= Short task =
Pull out every line below that contains the word "screenshot".

Front-end source files
[BEGIN]

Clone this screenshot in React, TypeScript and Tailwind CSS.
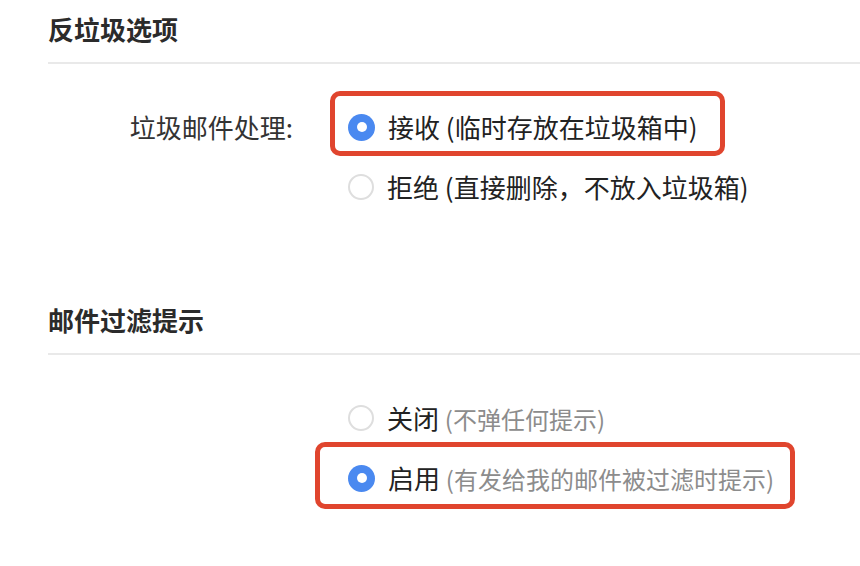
import React from 'react';

type Opt = {
  main: string;
  note: string;
  checked?: boolean;
  muted?: boolean;
  mark?: string;
};

const Radio: React.FC<{ checked?: boolean }> = ({ checked }) =>
  checked ? (
    <span className="flex h-[27px] w-[27px] shrink-0 items-center justify-center rounded-full bg-[#4a89f0]">
      <span className="h-[10px] w-[10px] rounded-full bg-white" />
    </span>
  ) : (
    <span className="h-[26px] w-[26px] shrink-0 rounded-full border-2 border-[#dedede] bg-white" />
  );

const Option: React.FC<Opt> = ({ main, note, checked, muted, mark }) => (
  <div className="relative flex h-[60px] items-center gap-[13px]">
    <Radio checked={checked} />
    <span className="text-[26px] leading-none text-[#222]">
      {main}{' '}
      <span className={muted ? 'text-[24px] text-[#8c8c8c]' : ''}>{note}</span>
    </span>
    {mark && <div className={mark} />}
  </div>
);

const SectionTitle: React.FC<{ children: React.ReactNode }> = ({ children }) => (
  <>
    <h2 className="text-[26px] font-bold leading-[36px] text-[#2b2b2b]">{children}</h2>
    <div className="mt-[15px] h-[2px] bg-[#e9e9e9]" />
  </>
);

export default function App() {
  return (
    <div className="h-[566px] w-[860px] overflow-hidden bg-white pl-12 pt-[11px] font-['Noto_Sans_CJK_SC','Noto_Sans',sans-serif]">
      <SectionTitle>反垃圾选项</SectionTitle>
      <div className="mt-[33px] flex">
        <div className="flex h-[60px] w-[300px] items-center justify-end pr-[55px] text-[26px] leading-none text-[#333]">
          垃圾邮件处理:
        </div>
        <div className="flex flex-col">
          <Option
            main="接收"
            note="(临时存放在垃圾箱中)"
            checked
            mark="pointer-events-none absolute left-[-18px] top-[-6px] h-[65px] w-[395px] rounded-[10px] border-[5px] border-[#e0452e]"
          />
          <Option main="拒绝" note="(直接删除，不放入垃圾箱)" />
        </div>
      </div>

      <div className="mt-[85px]">
        <SectionTitle>邮件过滤提示</SectionTitle>
      </div>
      <div className="mt-[33px] flex flex-col pl-[300px]">
        <Option main="关闭" note="(不弹任何提示)" muted />
        <Option
          main="启用"
          note="(有发给我的邮件被过滤时提示)"
          checked
          muted
          mark="pointer-events-none absolute left-[-33px] top-[-6px] h-[67px] w-[480px] rounded-[10px] border-[5px] border-[#e0452e]"
        />
      </div>
    </div>
  );
}
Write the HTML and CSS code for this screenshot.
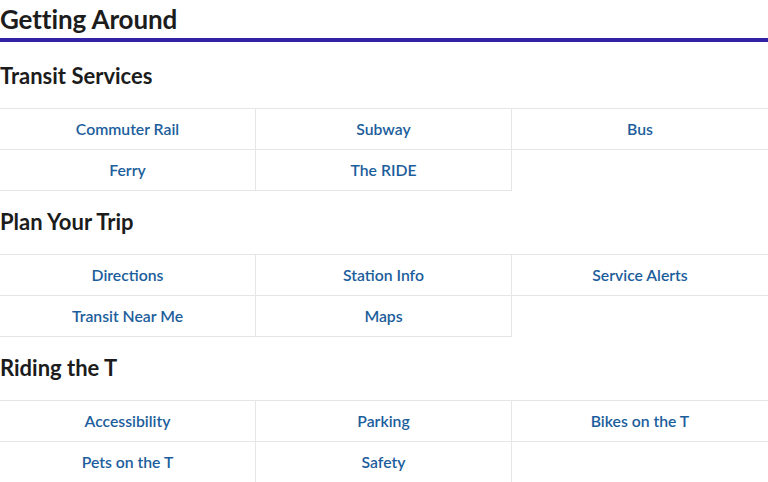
FILE: index.html
```html
<!DOCTYPE html>
<html>
<head>
<meta charset="utf-8">
<link rel="stylesheet" href="styles.css">
</head>
<body>
<h1 class="title">Getting Around</h1>
<section class="section">
  <h2 class="heading">Transit Services</h2>
  <div class="grid">
    <a class="cell">Commuter Rail</a>
    <a class="cell">Subway</a>
    <a class="cell">Bus</a>
    <a class="cell">Ferry</a>
    <a class="cell">The RIDE</a>
  </div>
</section>
<section class="section">
  <h2 class="heading">Plan Your Trip</h2>
  <div class="grid">
    <a class="cell">Directions</a>
    <a class="cell">Station Info</a>
    <a class="cell">Service Alerts</a>
    <a class="cell">Transit Near Me</a>
    <a class="cell">Maps</a>
  </div>
</section>
<section class="section">
  <h2 class="heading">Riding the T</h2>
  <div class="grid">
    <a class="cell">Accessibility</a>
    <a class="cell">Parking</a>
    <a class="cell">Bikes on the T</a>
    <a class="cell">Pets on the T</a>
    <a class="cell">Safety</a>
  </div>
</section>
</body>
</html>
```
FILE: styles.css
```css
* { box-sizing: border-box; }
body {
  margin: 0;
  font-family: Lato, "Open Sans", sans-serif;
  color: #1c1c1c;
  background: #fff;
}
.title {
  margin: 0;
  font-size: 26px;
  font-weight: 700;
  line-height: 38px;
  border-bottom: 4px solid #3222a6;
  letter-spacing: -0.1px;
}
.heading {
  margin: 0;
  font-size: 22px;
  font-weight: 700;
  line-height: 28px;
  padding: 20px 0 18px;
}
.section + .section .heading {
  padding-top: 17px;
}
.grid {
  display: grid;
  grid-template-columns: repeat(3, 1fr);
  border-top: 1px solid #e6e6e6;
}
.cell {
  display: flex;
  align-items: center;
  justify-content: center;
  height: 41px;
  padding-bottom: 2px;
  border-bottom: 1px solid #e6e6e6;
  border-right: 1px solid #e6e6e6;
  color: #1c5e9c;
  font-size: 15.75px;
  font-weight: 600;
  text-decoration: none;
}
.cell:nth-child(3n) { border-right: none; }
```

[END]

= Solution =
Clone this screenshot in React, TypeScript and Tailwind CSS.
Write the HTML and CSS code for this screenshot.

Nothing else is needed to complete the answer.